夕日の滝
夕日の滝
夕日の滝
夕日の滝

夕日の滝

標高約500㍍の地点にある夕日の滝は、金時山の斜面より酒匂川へと流れ出る内川上流にかかる滝である。高さ23㍍、幅5㍍ほどの垂直に落ちる滝で、スギ、ケヤキ、ナラなどの林に囲まれている。
滝は、箱根古期外輪山の堅い火山岩と、泥岩と礫岩から成る軟らかい地層が接する断層にあり、内川からの流水により軟らかい地層はしだいに削られたことにより滝ができたと考えられる。
夕日に映えるその美しい姿から滝の名称が付けられたと言われているが、一説には勇ましく水煙をあげ男性的なところから雄飛の滝と呼ばれていたこともあった。
また、この滝は金太郎伝説と深い関係がある。源の頼光(平安時代中期の武将)の四天王の一人である坂田金時(幼名金太郎)は地蔵堂で生まれ、産湯にはこの滝の水が使われたといわれている。
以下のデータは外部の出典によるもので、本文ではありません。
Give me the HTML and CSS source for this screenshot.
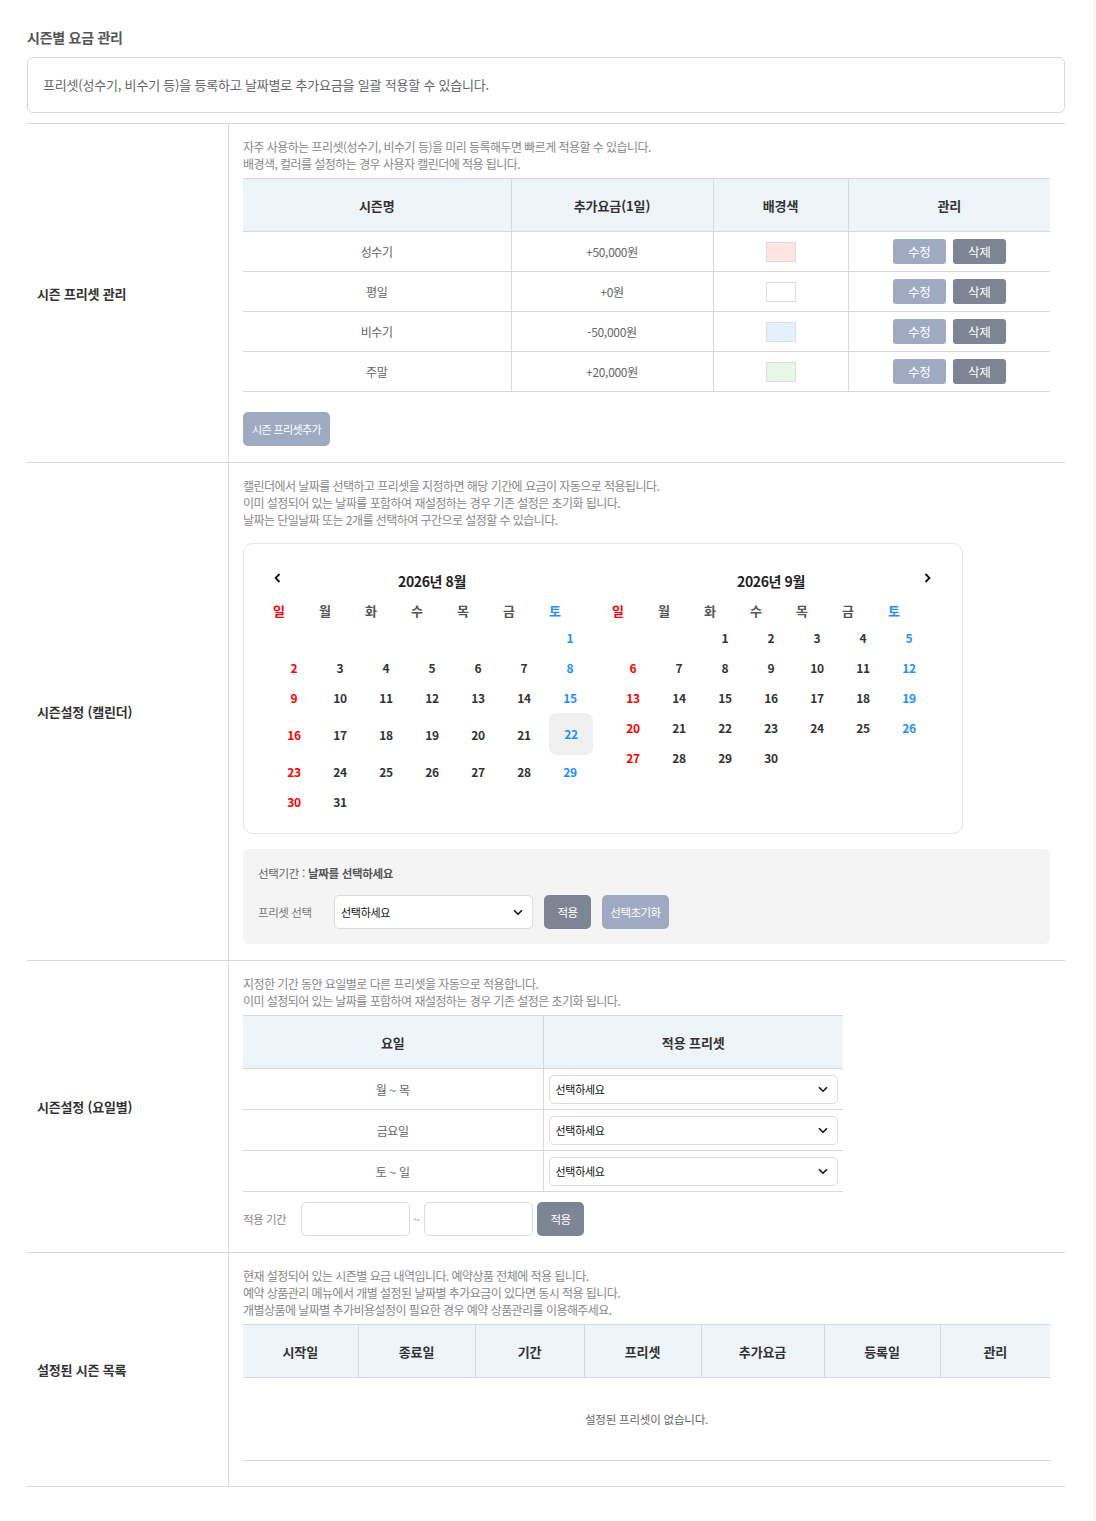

このことから「金太郎産湯の滝」とも呼ばれ、さらに下流には「金太郎生家跡」や「かぶと石」「たいこ石」などの金太郎が遊んだとされている「遊び石」がある。
春は新緑、夏は豊かな水量がしぶきをあげ、秋は紅葉、冬は滝つぼのまわりに樹氷ができ、ときには全面凍結の滝になるなど、四季折々の風情を見せる名勝地である。
南足柄市指定名勝(昭和41年12月3日指定)
南足柄市教育委員会

泥岩(泥が堆積し固まった岩石)
礫岩(堆積岩の一つで直径2㍉以上の岩片が粘土や砂などにより、くっつき固まった岩石)
雄飛(雄鳥が大空に飛び上がるように大きな志を抱いて盛んに活動すること)

 

 

滝ができるのには理由がある

夕日の滝は南足柄市の西部、内川の上流にある高さ約 23メートル、幅約5メートルの滝で、周辺には金太郎に関連する史跡などがいくつかあります。そもそも何故このような場所に滝があるのでしょうか。一般的に滝ができる理由は大きく分けて二つあります。
一つは異なる二つの地質が接する場合です。侵食されにくい硬い溶岩と侵食されやすい柔らかい溶岩が接した場合は、柔らかい溶岩が一方的に削られてしまい、そこに滝ができます。神奈川県では箱根ジオパークのジオサイトの一つである箱根町の飛龍の滝がその例です。
 二つ目は断層によって生じた崖が滝になる場合です。山北町の酒水の滝は平山断層と呼ばれる活断層の活動により形成されました。では夕日の滝はどちらが成因に関わっているのでしょうか。答えは両方です。夕日の滝の方向はほぼ東西方向ですが、これは夕日の滝断層と呼ばれる活断層の断層面に相当しています。夕日の滝断層は、長さが約3キロメートルで、千年あたりで10センチメートル変る正断層です。この断層運動によって相対的に南の金時山側は沈降し、北の地蔵堂側は隆起します。
このあたりの地層は、足柄層群と呼ばれる軟らかい砂岩や泥岩の地層の上に、箱根火山で最も古い約万年前の狩川溶岩グループの噴出物 が覆っていますが、断層運動によって下流の地蔵堂側の狩川溶岩の下にあった足柄層群が露出しました。この地層は火山噴出物に比べて侵食に弱いために著しく削られた結果、地蔵堂側が沈降し滝ができたと考えられています。
夕日の滝の近くには、金太郎が子どもの頃遊んだといわれる遊び石がありますが、金時山を越えた箱根側にも金時手毬石といった巨石があります。いくら金太郎が力持ちでも、さすがにこれほどの巨石を投げるのは無理だと思いますが、金太郎伝説が残る金時山の周辺にこのような巨石があれば、そのような言い伝えがあるのも理解できます。金時山はもともと箱根ジオパークのジオサイトにもなっていて、夕日の滝の近くから登ることもできます。皆さんも一度、登ってみてはいかかでしょう。